Trident Backend objects¶
Backends represent the storage providers on top of which Trident provisions volumes; a single Trident instance can manage any number of backends.
This is one of the two object types that you will need to create and manage yourself. The other is the Kubernetes StorageClass object below.
For more information about how to construct these objects, visit the backend configuration guide.
Trident StoragePool objects¶
Storage pools represent the distinct locations available for provisioning on each backend. For ONTAP, these correspond to aggregates in SVMs. For HCI/SolidFire, these correspond to admin-specified QoS bands. For Cloud Volumes Service, these correspond to cloud provider regions. Each storage pool has a set of distinct storage attributes, which define its performance characteristics and data protection characteristics.
Unlike the other objects here, storage pool candidates are always discovered and managed automatically. View your backends to see the storage pools associated with them.
Trident Volume objects¶
Note
With Kubernetes, these objects are managed automatically and should not be manipulated by hand. You can view them to see what Trident provisioned, however.
Note
When deleting a Persistent Volume with associated snapshots, the corresponding Trident volume is updated to a “Deleting state”. For the Trident volume to be deleted, the snapshots of the volume must be removed.
Volumes are the basic unit of provisioning, comprising backend endpoints such as NFS shares and iSCSI LUNs.

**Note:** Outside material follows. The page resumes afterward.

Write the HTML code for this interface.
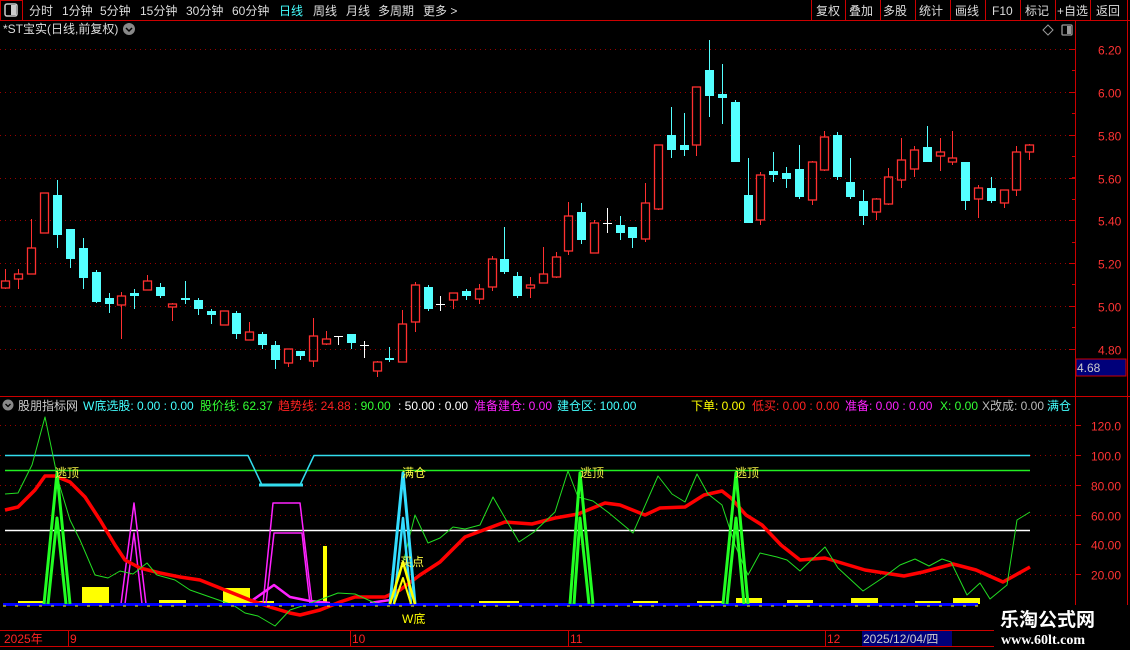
<!DOCTYPE html>
<html><head><meta charset="utf-8"><style>
html,body{margin:0;padding:0;background:#000;width:1130px;height:650px;overflow:hidden;font-family:"Liberation Sans","Noto Sans CJK SC",sans-serif;}
svg{position:absolute;left:0;top:0}
text{font-family:"Liberation Sans","Noto Sans CJK SC",sans-serif;font-size:12px}
</style></head><body>
<svg id="s" width="1130" height="650" xmlns="http://www.w3.org/2000/svg">
<rect width="1130" height="650" fill="#000"/>
<!-- top bar -->
<line x1="0" y1="20.5" x2="1130" y2="20.5" stroke="#c00" stroke-width="1"/>
<rect x="0.5" y="0.5" width="22" height="20" fill="none" stroke="#c00"/>
<rect x="5" y="4" width="12" height="12" rx="2" fill="none" stroke="#ccc" stroke-width="1.5"/>
<rect x="11" y="5" width="5" height="10" fill="#ccc"/>
<g fill="#ddd">
<text x="29" y="15">分时</text><text x="62" y="15">1分钟</text><text x="100" y="15">5分钟</text><text x="140" y="15">15分钟</text><text x="186" y="15">30分钟</text><text x="232" y="15">60分钟</text>
<text x="279" y="15" fill="#4ff">日线</text><text x="313" y="15">周线</text><text x="346" y="15">月线</text><text x="378" y="15">多周期</text><text x="423" y="15">更多 &gt;</text>
<text x="816" y="15">复权</text><text x="849" y="15">叠加</text><text x="883" y="15">多股</text><text x="919" y="15">统计</text><text x="955" y="15">画线</text><text x="992" y="15">F10</text><text x="1025" y="15">标记</text><text x="1057" y="15">+自选</text><text x="1096" y="15">返回</text>
</g>
<g stroke="#c00"><line x1="811.5" y1="0" x2="811.5" y2="20"/><line x1="845.5" y1="0" x2="845.5" y2="20"/><line x1="880.5" y1="0" x2="880.5" y2="20"/><line x1="915.5" y1="0" x2="915.5" y2="20"/><line x1="950.5" y1="0" x2="950.5" y2="20"/><line x1="985.5" y1="0" x2="985.5" y2="20"/><line x1="1020.5" y1="0" x2="1020.5" y2="20"/><line x1="1055.5" y1="0" x2="1055.5" y2="20"/><line x1="1090.5" y1="0" x2="1090.5" y2="20"/><line x1="1127.5" y1="0" x2="1127.5" y2="650"/></g>
<text x="3" y="33" fill="#ddd">*ST宝实(日线,前复权)</text>
<circle cx="129" cy="29" r="6" fill="#888"/><path d="M126 28 L129 31 L132 28" stroke="#000" stroke-width="1.5" fill="none"/>
<path d="M1048 25 L1053 30 L1048 35 L1043 30Z" fill="none" stroke="#999"/>
<rect x="1062" y="25" width="10" height="10" rx="1" fill="none" stroke="#999" stroke-width="1.3"/><rect x="1067" y="26" width="4" height="8" fill="#999"/>
<!-- axis -->
<line x1="1075.5" y1="21" x2="1075.5" y2="630" stroke="#c00"/>
<line x1="0" y1="396.5" x2="1130" y2="396.5" stroke="#c00"/>
<g id="grid"></g>
<g id="candles"></g>
<rect x="1076" y="359" width="50" height="17" fill="#00007a" stroke="#c00"/>
<text x="1077" y="372" fill="#ccc">4.68</text>
<!-- indicator header -->
<circle cx="8" cy="405" r="5.5" fill="#888"/><path d="M5.5 404 L8 406.5 L10.5 404" stroke="#000" stroke-width="1.3" fill="none"/>
<text x="18" y="410" fill="#ccc">股朋指标网</text>
<text x="83" y="410" fill="#4ff">W底选股: 0.00 : 0.00</text>
<text x="200" y="410" fill="#3f3">股价线: 62.37</text>
<text x="278" y="410" fill="#f22">趋势线: 24.88</text>
<text x="354" y="410" fill="#3f3">: 90.00</text>
<text x="398" y="410" fill="#fff">: 50.00 : 0.00</text>
<text x="474" y="410" fill="#f2f">准备建仓: 0.00</text>
<text x="557" y="410" fill="#4ff">建仓区: 100.00</text>
<text x="691" y="410" fill="#ff0">下单: 0.00</text>
<text x="752" y="410" fill="#f22">低买: 0.00 : 0.00</text>
<text x="845" y="410" fill="#f2f">准备: 0.00 : 0.00</text>
<text x="940" y="410" fill="#3f3">X: 0.00</text>
<text x="982" y="410" fill="#bbb">X改成: 0.00</text>
<rect x="1045" y="398" width="30" height="16" fill="#000"/>
<text x="1047" y="410" fill="#4ff">满仓</text>
<rect x="1076" y="397" width="51" height="233" fill="#000"/>
<line x1="1075.5" y1="397" x2="1075.5" y2="630" stroke="#c00"/>
<g id="ind"></g>
<!-- date axis -->
<line x1="0" y1="630.5" x2="1130" y2="630.5" stroke="#c00"/>
<line x1="0" y1="646.5" x2="1130" y2="646.5" stroke="#c00"/>
<g stroke="#c00"><line x1="68.5" y1="630" x2="68.5" y2="646"/><line x1="350.5" y1="630" x2="350.5" y2="646"/><line x1="568.5" y1="630" x2="568.5" y2="646"/><line x1="825.5" y1="630" x2="825.5" y2="646"/></g>
<g fill="#f22"><text x="4" y="643">2025年</text><text x="70" y="643">9</text><text x="352" y="643">10</text><text x="570" y="643">11</text><text x="827" y="643">12</text></g>
<rect x="862" y="631" width="90" height="15" fill="#00007a"/>
<text x="863" y="643" fill="#ccc">2025/12/04/四</text>
<rect x="994" y="605" width="136" height="45" fill="#000"/>
<text x="1000" y="626" fill="#fff" style="font-size:19px;font-weight:bold">乐淘公式网</text>
<text x="1001" y="644" fill="#fff" style="font-family:'Liberation Serif',serif;font-size:14px;font-weight:bold">www.60lt.com</text>
</svg>
<script>
var NS="http://www.w3.org/2000/svg";
function el(p,t,a){var e=document.createElementNS(NS,t);for(var k in a)e.setAttribute(k,a[k]);document.getElementById(p).appendChild(e);return e;}
// price grid
[6.2,6.0,5.8,5.6,5.4,5.2,5.0,4.8].forEach(function(p){var y=Math.round(49+(6.2-p)*214.3)+0.5;
el("grid","line",{x1:0,y1:y,x2:1075,y2:y,stroke:"#900","stroke-dasharray":"1 4"});
el("grid","line",{x1:1069,y1:y,x2:1075,y2:y,stroke:"#c00"});
var t=el("grid","text",{x:1098,y:y+5,fill:"#f33"});t.textContent=p.toFixed(2);});
for(var i=0;i<15;i++){var y=Math.round(49+i*21.4)+0.5;el("grid","line",{x1:1072,y1:y,x2:1075,y2:y,stroke:"#c00"});}
var C=[[5,281,288,269,289,'r'],[18,274,279,269,289,'r'],[31,248,274,219,274,'r'],[44,193,233,193,233,'r'],[57,195,235,180,248,'c'],[70,229,259,229,268,'c'],[83,248,278,238,289,'c'],[96,272,302,270,303,'c'],[109,298,304,293,313,'c'],[121,296,305,292,339,'r'],[134,293,296,289,309,'c'],[147,281,290,275,290,'r'],[160,287,296,283,298,'c'],[172,304,307,303,321,'r'],[185,298,300,281,304,'c'],[198,300,309,298,315,'c'],[211,311,315,309,324,'c'],[224,311,325,311,325,'r'],[236,313,334,311,339,'c'],[249,332,340,322,340,'r'],[262,334,345,332,349,'c'],[275,345,360,341,369,'c'],[288,349,363,349,367,'r'],[300,351,356,351,360,'c'],[313,336,361,318,367,'r'],[326,339,344,331,345,'r'],[338,336,336,336,345,'w'],[351,334,343,334,349,'c'],[364,345,345,341,358,'w'],[377,362,371,361,377,'r'],[389,358,360,347,362,'c'],[402,324,362,310,362,'r'],[415,285,322,282,332,'r'],[428,287,309,285,311,'c'],[440,304,304,296,311,'w'],[453,293,300,293,309,'r'],[466,291,296,289,300,'c'],[479,289,299,284,304,'r'],[492,259,287,256,291,'r'],[504,259,272,227,274,'c'],[517,276,296,272,298,'c'],[530,285,288,277,298,'r'],[543,274,283,247,283,'r'],[556,257,277,252,278,'r'],[568,216,251,202,255,'r'],[581,212,240,203,244,'c'],[594,223,253,220,253,'r'],[607,223,223,208,233,'w'],[620,225,233,216,240,'c'],[632,227,238,227,248,'c'],[645,203,239,183,242,'r'],[658,145,209,145,210,'r'],[671,135,150,107,158,'c'],[684,145,150,113,156,'c'],[696,87,145,87,156,'r'],[709,70,96,40,117,'c'],[722,94,98,64,124,'c'],[735,102,162,100,162,'c'],[748,195,223,158,223,'c'],[760,175,220,172,225,'r'],[773,171,175,152,182,'c'],[786,173,179,167,188,'c'],[799,169,197,145,199,'c'],[812,162,200,161,205,'r'],[824,137,170,131,171,'r'],[837,135,177,132,180,'c'],[850,182,197,158,199,'c'],[863,201,216,190,225,'c'],[876,199,212,198,220,'r'],[888,177,204,168,205,'r'],[901,160,180,138,188,'r'],[914,150,169,146,177,'r'],[927,147,162,126,162,'c'],[940,152,156,138,171,'r'],[952,158,162,131,165,'r'],[965,162,201,162,210,'c'],[978,188,199,185,218,'r'],[991,188,201,177,203,'c'],[1004,190,203,190,208,'r'],[1016,152,190,146,196,'r'],[1029,145,152,144,160,'r']];
C.forEach(function(c){var x=c[0],t=c[1],b=c[2],h=c[3],l=c[4],k=c[5];
if(k=='c'){el("candles","line",{x1:x+.5,y1:h,x2:x+.5,y2:l,stroke:"#54ffff","stroke-width":1});el("candles","rect",{x:x-4,y:t,width:9,height:Math.max(b-t,2),fill:"#54ffff"});}
else if(k=='r'){el("candles","line",{x1:x+.5,y1:h,x2:x+.5,y2:t,stroke:"#ff3030","stroke-width":1});el("candles","line",{x1:x+.5,y1:b,x2:x+.5,y2:l,stroke:"#ff3030","stroke-width":1});el("candles","rect",{x:x-3.5,y:t,width:8,height:Math.max(b-t,2),fill:"none",stroke:"#ff3030","stroke-width":1.3});}
else{el("candles","line",{x1:x+.5,y1:h,x2:x+.5,y2:l,stroke:"#fff"});el("candles","line",{x1:x-4,y1:t+.5,x2:x+5,y2:t+.5,stroke:"#fff"});}});
// indicator
[120,100,80,60,40,20].forEach(function(v){var y=Math.round(604-v*1.49)+0.5;
el("ind","line",{x1:0,y1:y,x2:1075,y2:y,stroke:"#900","stroke-dasharray":"1 4"});
el("ind","line",{x1:1075,y1:y,x2:1081,y2:y,stroke:"#c00"});
var t=el("ind","text",{x:1091,y:y+5,fill:"#f33"});t.textContent=v==120?"120.0":v==100?"100.0":v.toFixed(2);});
function pl(pts,st,w){el("ind","polyline",{points:pts,fill:"none",stroke:st,"stroke-width":w,"stroke-linejoin":"round"});}
function R(a,b,c,d,f){el("ind","rect",{x:a,y:b,width:c,height:d,fill:f});}
pl("5,530.5 1030,530.5","#fff",1.5);
pl("5,470.5 1030,470.5","#2e2",1.5);
pl("5,455.5 248,455.5 262,485 300,485 314,455.5 1030,455.5","#3de",1.5);
pl("259,485 303,485","#3de",3);
// yellow blocks
R(82,587,27,17,"#ff0");R(223,588,27,16,"#ff0");R(18,601,27,3,"#ff0");R(159,600,27,4,"#ff0");R(323,546,4,58,"#ff0");
R(479,601,40,3,"#ff0");R(633,601,25,3,"#ff0");R(697,601,26,3,"#ff0");R(736,598,26,6,"#ff0");R(787,600,26,4,"#ff0");R(851,598,27,6,"#ff0");R(915,601,26,3,"#ff0");R(953,598,27,6,"#ff0");R(250,601,24,3,"#ff0");
// magenta
pl("121,604 134,503 146,604","#f2f",1.5);pl("125,604 134,533 142,604","#f2f",1.5);
pl("263,604 273,503 300,503 312,604","#f2f",1.5);pl("266,604 274,533 302,533 310,604","#f2f",1.5);
pl("250,602 274,585 290,597 310,601 330,603","#f2f",2.5);
pl("370,603 390,600","#f2f",2.5);
// red trend
pl("5,510 18,507 35,490 45,476 55,476 70,482 85,497 100,520 115,545 125,560 140,568 160,573 180,577 200,580 225,590 250,600 270,607 290,613 300,615 320,610 340,602 355,597 385,597 400,590 420,575 440,562 465,537 505,522 532,524 555,518 578,514 605,503 620,505 645,515 660,508 685,507 704,495 722,491 731,498 746,515 762,525 781,545 800,560 825,558 865,570 904,576 923,572 953,564 976,570 1003,582 1030,567","#f00",3.5);
// thin green
pl("5,494 18,493 32,465 45,417 58,480 70,520 80,540 95,575 108,578 120,571 133,574 147,563 157,575 175,580 190,590 210,597 233,605 245,613 258,616 275,626 290,610 305,605 322,599 338,593 355,594 375,603 390,605 400,575 415,515 428,543 440,538 453,527 465,529 480,525 493,497 505,518 519,542 534,532 555,512 568,471 578,497 593,501 609,513 633,533 658,476 672,494 685,502 697,474 708,494 722,505 735,545 748,575 760,553 777,557 787,560 800,571 825,547 838,568 863,591 884,577 900,565 915,559 929,566 942,559 951,562 967,595 980,583 990,599 1007,585 1017,520 1030,512","#2d2",1);
// baseline
pl("3,604.5 978,604.5","#00f",3);
el("ind","line",{x1:3,y1:606,x2:978,y2:606,stroke:"#ff0","stroke-dasharray":"3 9"});
// green spikes
[[44,57,70],[570,580,593],[723,736,748]].forEach(function(s){pl(s[0]+",604 "+s[1]+",473 "+s[2]+",604","#2f2",3);pl((s[0]+4)+",604 "+s[1]+",518 "+(s[2]-4)+",604","#2f2",3);});
// cyan spike + yellow
pl("390,604 403,473 415,604","#3df",3);pl("394,604 403,518 411,604","#3df",2.5);
pl("390,604 403,562 415,604","#ff0",2.5);pl("394,604 403,578 411,604","#ff0",2);
function T(x,y,s,c){var t=el("ind","text",{x:x,y:y,fill:c});t.textContent=s;}
T(55,477,"逃顶","#ee4");T(580,477,"逃顶","#ee4");T(735,477,"逃顶","#ee4");T(402,477,"满仓","#ff4");T(400,566,"买点","#ff4");T(402,623,"W底","#ff0");
</script>
</body></html>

In Kubernetes, these correspond directly to PersistentVolumes. Each volume must be created with a storage class, which determines where that volume can be provisioned, along with a size.
A volume configuration defines the properties that a provisioned volume should have.
| Attribute | Type | Required | Description |
|---|---|---|---|
| version | string | no | Version of the Trident API (“1”) |
| name | string | yes | Name of volume to create |
| storageClass | string | yes | Storage class to use when provisioning the volume |
| size | string | yes | Size of the volume to provision in bytes |
| protocol | string | no | Protocol type to use; “file” or “block” |
| internalName | string | no | Name of the object on the storage system; generated by Trident |
| snapshotPolicy | string | no | ontap-*: Snapshot policy to use |
| snapshotReserve | string | no | ontap-*: Percentage of volume reserved for snapshots |
| exportPolicy | string | no | ontap-nas*: Export policy to use |
| snapshotDirectory | bool | no | ontap-nas*: Whether the snapshot directory is visible |
| unixPermissions | string | no | ontap-nas*: Initial UNIX permissions |
| blockSize | string | no | solidfire-*: Block/sector size |
| fileSystem | string | no | File system type |
| cloneSourceVolume | string | no | ontap-{nas|san} & solidfire-* & aws-cvs*: Name of the volume to clone from |
| splitOnClone | string | no | ontap-{nas|san}: Split the clone from its parent |
As mentioned, Trident generates internalName when creating the volume. This
consists of two steps. First, it prepends the storage prefix – either the
default, trident, or the prefix in the backend configurationd – to the
volume name, resulting in a name of the form <prefix>-<volume-name>. It then
proceeds to sanitize the name, replacing characters not permitted in the
backend. For ONTAP backends, it replaces hyphens with underscores (thus, the
internal name becomes <prefix>_<volume-name>), and for Element backends, it
replaces underscores with hyphens. For E-Series, which imposes a
30-character limit on all object names, Trident generates a random string for
the internal name of each volume. For CVS (AWS), which imposes a 16-to-36-character
limit on the unique volume creation token, Trident generates a random string for the
internal name of each volume.
One can use volume configurations to directly provision volumes via the REST API, but in Kubernetes deployments we expect most users to use the standard Kubernetes PersistentVolumeClaim method. Trident will create this volume object automatically as part of the provisioning process in that case.